Trzeba było najpierw osiągnąć ten stopień dojrzałości, który nie pozwala już przeciwstawiać naszych własnych przekonań przesądom naszych bliźnich. Konieczne było uznanie, że instytucje, które opierają się na tych samych przesłankach, dajmy na to nadnaturalnych, trzeba rozpatrywać razem, nie wyłączając z nich i naszych instytucji. Człowiek na przestrzeni całych dziejów bronił swej jedyności i obronę tę uważał za punkt honoru. W czasach Kopernika owa pretensja do supremacji była tak wielka, iż obejmowała nawet Ziemię, na której żyjemy. Dziś jesteśmy już gotowi zgodzić się, że obrót Ziemi dookoła Słońca nie odbiera ludzkim osiągnięciom charakteru czegoś jedynego w swoim rodzaju.
Cywilizacja zachodnia, wskutek przypadkowych okoliczności historycznych, rozprzestrzeniła się szerzej niż kultura jakiejkolwiek innej grupy lokalnej z dotąd nam znanych. Narzuciła ona swe wzory większej części kuli ziemskiej i dlatego to skłonni jesteśmy uwierzyć w jednolitość zachowania ludzkiego, do której w innych okolicznościach by nie doszło. Biały człowiek nigdy nie spotkał się z „outsiderem", chyba że był to „outsider" już zeuropeizowany. Jeśli podróżował, mógł objechać świat dokoła, mieszkając tylko w kosmopolitycznych hotelach. Mało wie o innych sposobach życia niż własny. Jednolitość obyczaju i widoków, którą widzi wokół siebie, wydaje mu się dość przekonywująca i kryje przed nim fakt, że w końcu jest ona tylko rezultatem historycznego przypadku.
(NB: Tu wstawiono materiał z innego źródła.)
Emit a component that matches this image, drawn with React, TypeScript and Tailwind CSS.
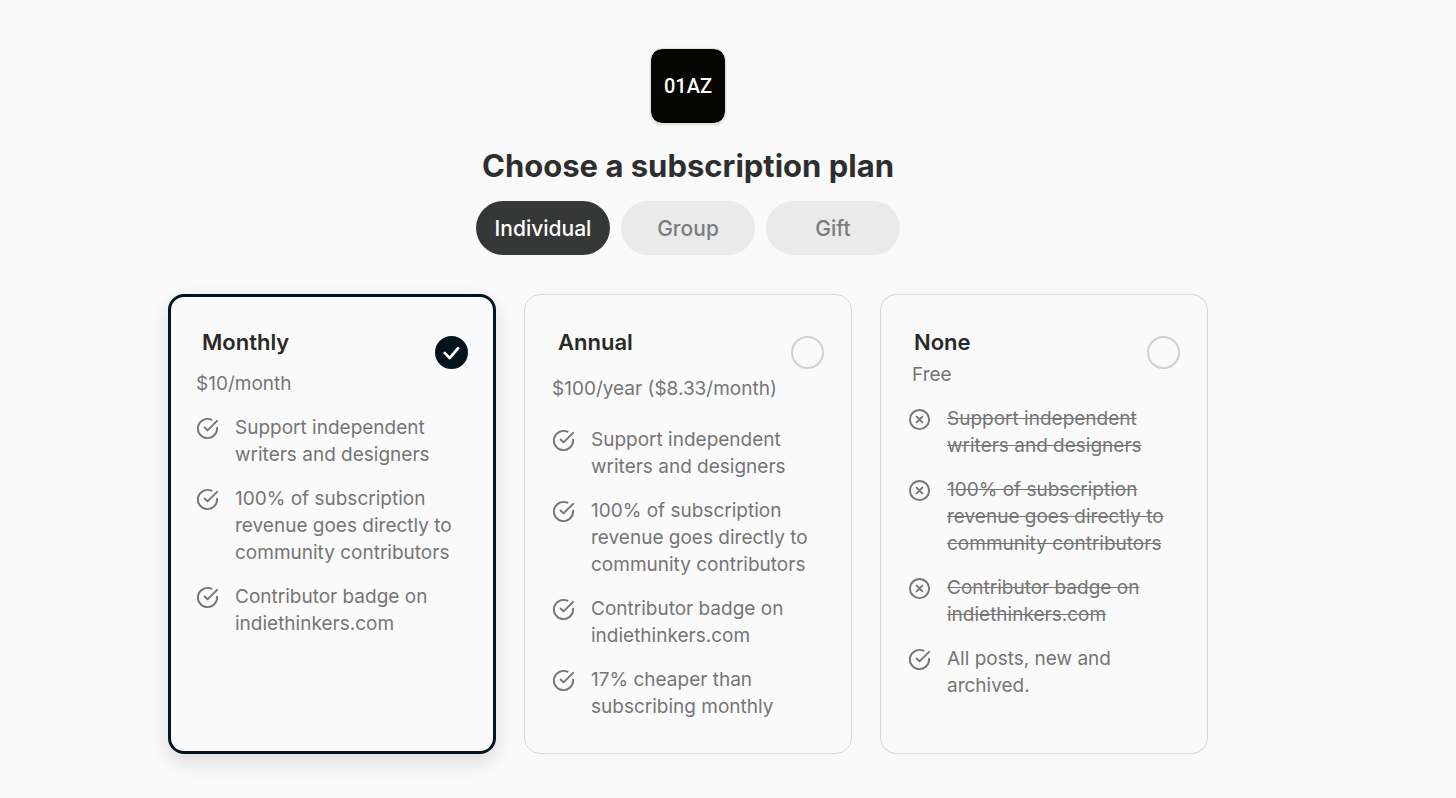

Przyjmuje bez większych trudności równoznaczność natury ludzkiej i swych standardów kulturowych. Ta dyfuzja kulturowa na światową skalę utrudniła nam, jak nikomu dotąd, poważne traktowanie cywilizacji innych ludów; nadała naszej kulturze imponującą uniwersalność, którą dawno już przestaliśmy tłumaczyć historycznie i którą interpretujemy raczej jako coś koniecznego i nieuniknionego. Źródeł takiego poglądu należy szukać w tym, co jest jedną z najwcześniej pojawiających się znamiennych cech ludzkich, a mianowicie rozróżnieniem jakościowym między „moją własną", zamkniętą grupą a grupą obcą. Wszystkie plemiona pierwotne rozpoznają zgodnie kategorię „obcych", czyli tych, którzy nie tylko nie podlegają kodeksowi moralnemu wyznaczającemu granicę danego ludu, ale którym odmawia się w ogóle miejsca wśród ludzi. Wielka liczba potocznie używanych nazw plemion, jak Zuni, Dene, Kiowa itp., to nazwy, którymi określają się same te ludy, są to po prostu rodzinne określenia „istot ludzkich". Poza zamkniętą grupą nie ma żadnych istot ludzkich. Nie wydaje się prawdopodobne, byśmy łatwo pozbyli się tak podstawowej cechy ludzkiej, ale możemy przynajmniej dowiedzieć się czegoś o jej dziejach i wielorakich przejawach.